Niemand sucht sich Herkunft oder Hautfarbe aus und trotzdem bestimmen sie über Leben und Tod. Das obwohl die Natur an sich nach Diversität strebt, um Krankheiten vorzubeugen und die beste Anpassung an die Umwelt zu ermöglichen. Zu oft berücksichtigen die menschlich geschaffenen Systeme nicht die Regeln der Natur und der Klimawandel ist die Rechnung, die wir dafür zahlen.
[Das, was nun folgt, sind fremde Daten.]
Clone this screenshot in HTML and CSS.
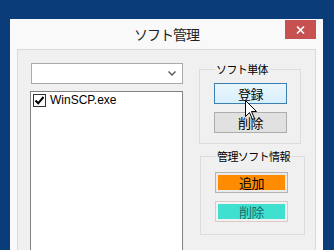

Wir alle tragen zu Krisen wie dem Klimawandel oder Rassismus bei. Das Gute ist: Wir können uns entscheiden welchen Beitrag wir leisten. Wir können uns für eine gerechtere Welt und gegen Ausbeutung einsetzen. Wir können Zivilcourage zeigen, indem wir bei Ungerechtigkeit einschreiten. Wir können künstlich geschaffene Konstrukte von Identität hinterfragen und brechen und solidarisch mit jenen sein, die darunter leiden. Wir können gemeinsam neue Systeme schaffen, in denen Gerechtigkeit herrscht. Denn klar ist: In einer funktionierenden Gesellschaft ist kein Platz für Rassismus und den Klimawandel bewältigen wir nur gemeinsam.